Benct Philip Jonsson <bpj@...> writes:
>...
> I think one useful thing to do, and hopefully easy to
> program(?), would be to make it possible to define a macro
> group the members of which will be ignored unless explicitly
> invoked in the match or context, and into which one could
> throw stressmarks, lengthmarks, aspiration marks and other
> character/character sequences that have a
> "diacritic"/modifier function. That way one can write a
> rule like
>
> g > j / _ '? (i,e)
>...
My plan is to be able to define and assign abstract properties to
syllables (or other subdivisions) that the resulting library would
automatically propagate, i.e., you'd not need to assign diacritics
(but maybe you'd be allowed to do so), but you could use a property
name directly.
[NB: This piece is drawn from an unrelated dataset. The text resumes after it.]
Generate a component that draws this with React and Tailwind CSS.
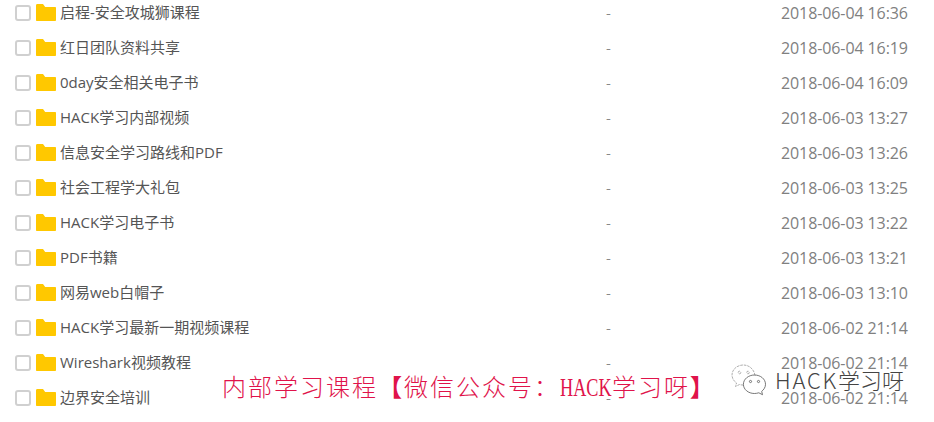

This is a bit of work, but it's generic, and that's
usually what I like best.
Indeed, the handling of a lengthening mark is also something that is a
bit ugly, and I had to use :? after vowels quite often myself. OTOH,
most of the time, the sound changes were sensitive to vowel length, so
I wasn't annoyed enough to think about an elegant solution.
>...
> BTW your subrule precedence principle is great!
> I could write the Swedish vowel shift in the order
> things actually happened:
>
> a: > o: -- a: isrounded and raised
> o (C,V) > _ -- short o is not affected
> o: > u: -- long o: is raised
> u > ü -- old u, long or short, is fronted.
>
> Without subrule 1 feeding subrule 3, which in turn
> does not feed subrule 4! Yeah!
Thanks! :-) This is one major reason I wanted to use something
different than plain Perl regexps, since such parallel changes often
occur in natlangs. It is also one reason why the resulting code
is so slow -- I neglected any code optimisation on purpose so far
to not distract myself from the primary goal of having something
I could use. So code optimisations are also on my TODO list.